BMI -> Health Research Group

A) We study the effects of increased adiposity on human health

Increased adiposity has clear observational associations with health including all-cause mortality, cardiovascular disease, type-2-diabetes and cancer. Major gaps exist in understanding the mechanisms that may underlie these relationships. We use cross-disciplinary approaches - from wet lab, dry lab, cohort studies, trials and a variety of -omics techniques - to explore these relationships and to identify potential therapeutic targets. This research aims to flag causal targets for further investigation and identify potential pathological processes.

-- Our primary research questions are:

  1. How does variation in adiposity influence health outcomes?
  2. How do adiposity related diseases or conditions (like T2D) influence cancer outcomes?
  3. How might (or might not) measurable biological intermediaries (including the gut microbiome) play a role in adiposity effects in major disease areas such as metabolic disease, cancer, inflammatory conditions, immune response?

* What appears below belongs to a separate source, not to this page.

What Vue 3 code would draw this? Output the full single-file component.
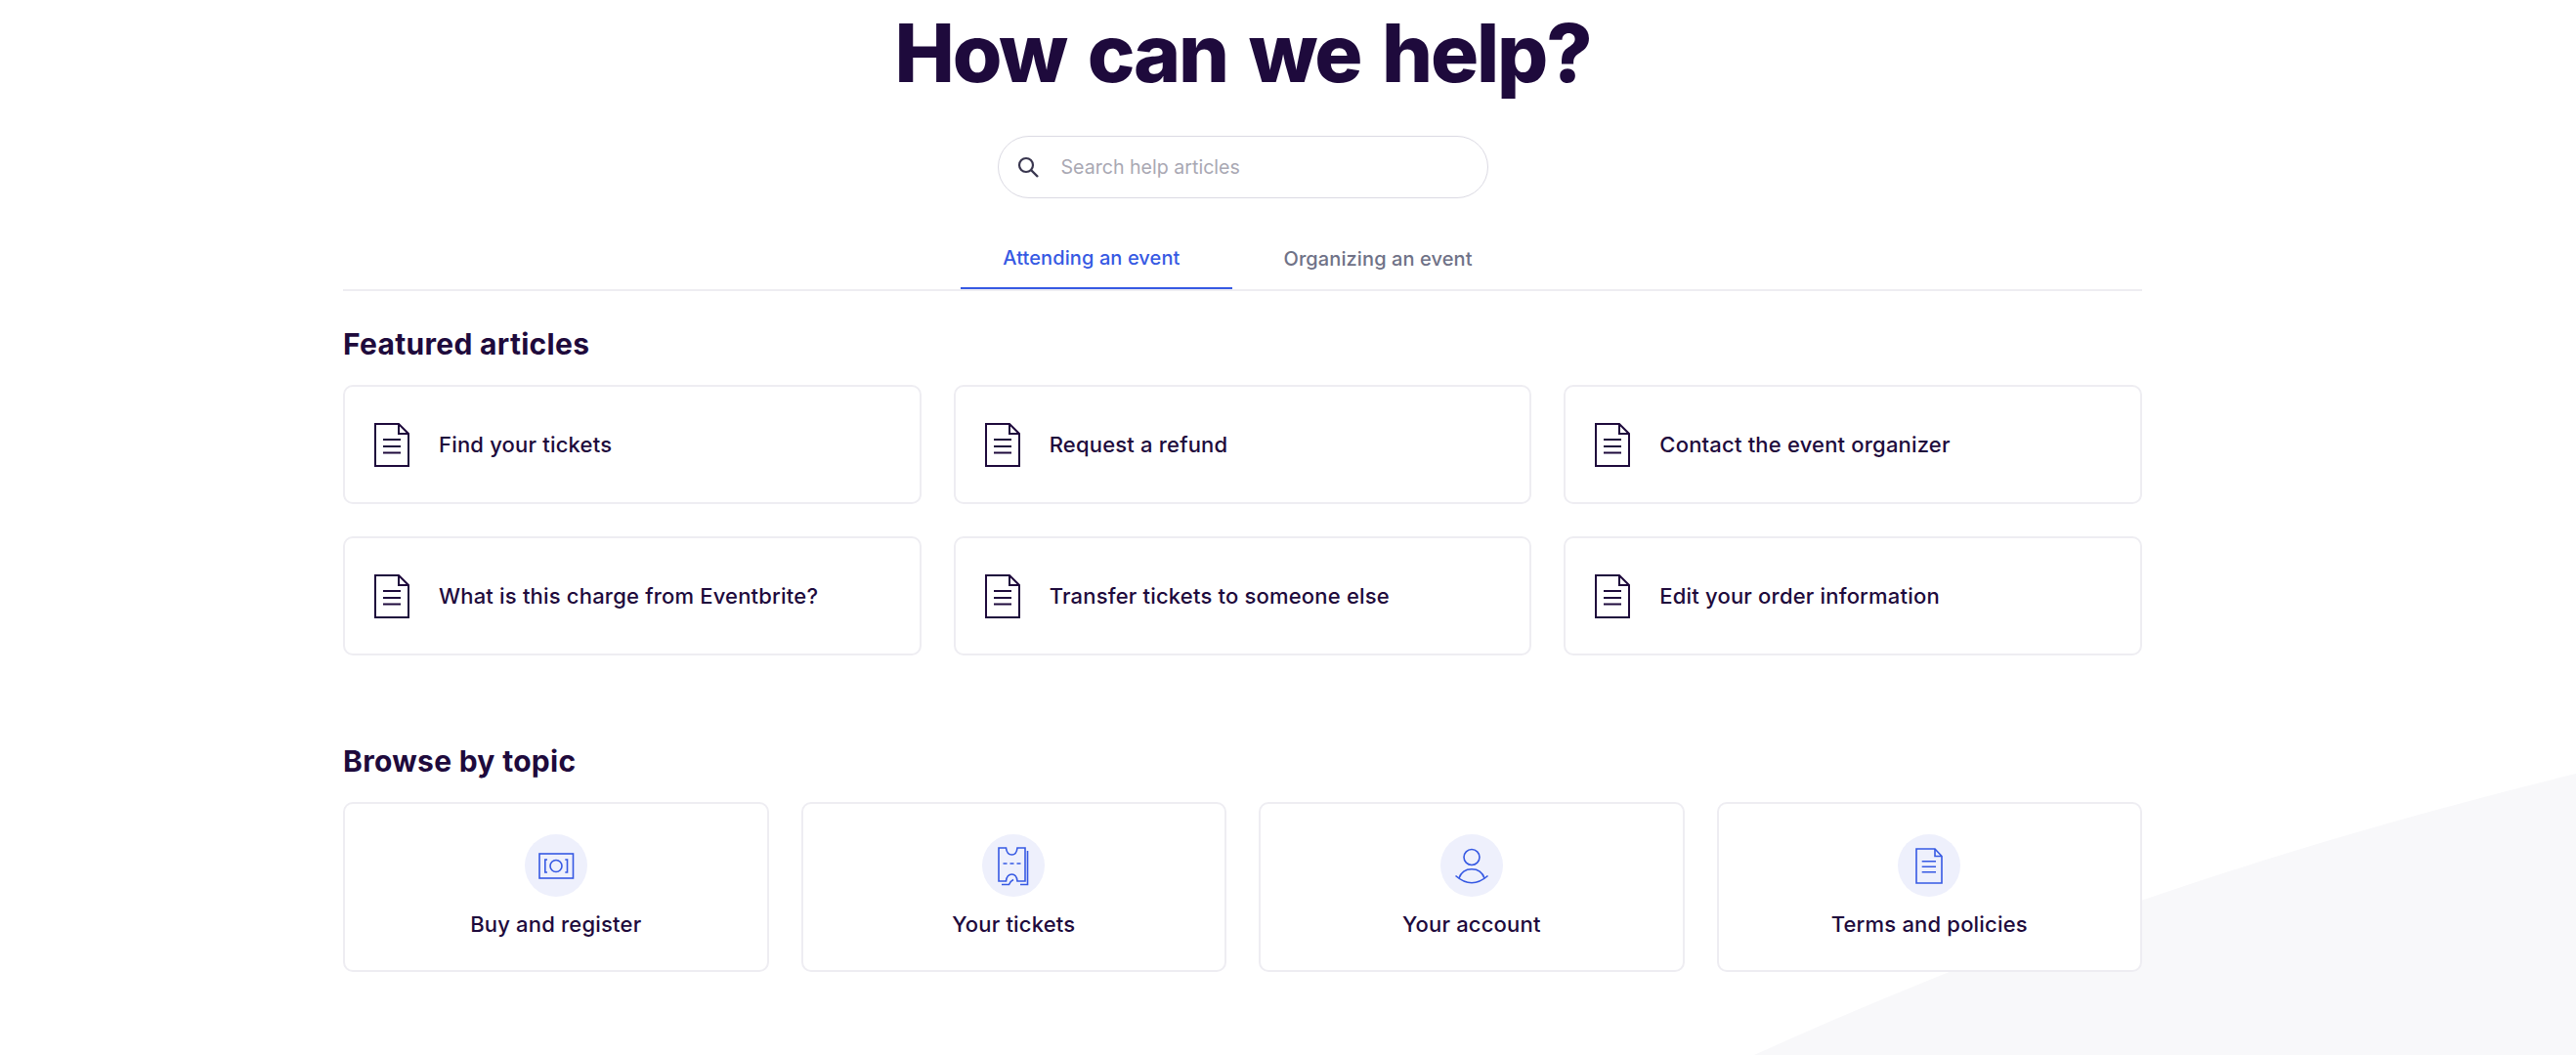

B) We also study the interaction between environment, lifestyle, and health.

Air and noise pollution and the built (human-made) environment are just a few environmental exposures, alongside lifestyle, diet, education and many more that may influence health and disease. As members of the LongITOOLS project we are studying the interactions between the environment, lifestyle and health in determining the risks of chronic cardiovascular and metabolic diseases. See more information here.

-- Our primary research questions are:

  1. How do environmental determinants influence growth and adiposity trajectories?
  2. How do environmental exposures influence metabolic and cardiovascular health trajectories?
  3. What are the molecular signatures of air, noise and built environment in children, adolescents and adults?

We are based at the University of Bristol's School of Cellular and Molecular Medicine and the Bristol Medical School. We also oversee and work closely with the Avon Longitudunal Study of Parents and Children (ALSPAC) cohort while also maintaing a close association with the Medical Research Council Integrative Epidemiology Unit (MRC-IEU).

Dr. Emma Vincent co-leads the The Elizabeth Blackwell Institute for Health Research "Integrating Health Research: Mechanisms to Populations" strand. The strand provides a formal structure for promoting and facilitating interdisciplinary research between fundamental bioscience and population health science. Are you interested in or need help in conecting with researchers in other departments? Do look for more information here.

Our computational work would be impossible without the Advanced Computing Research Centre.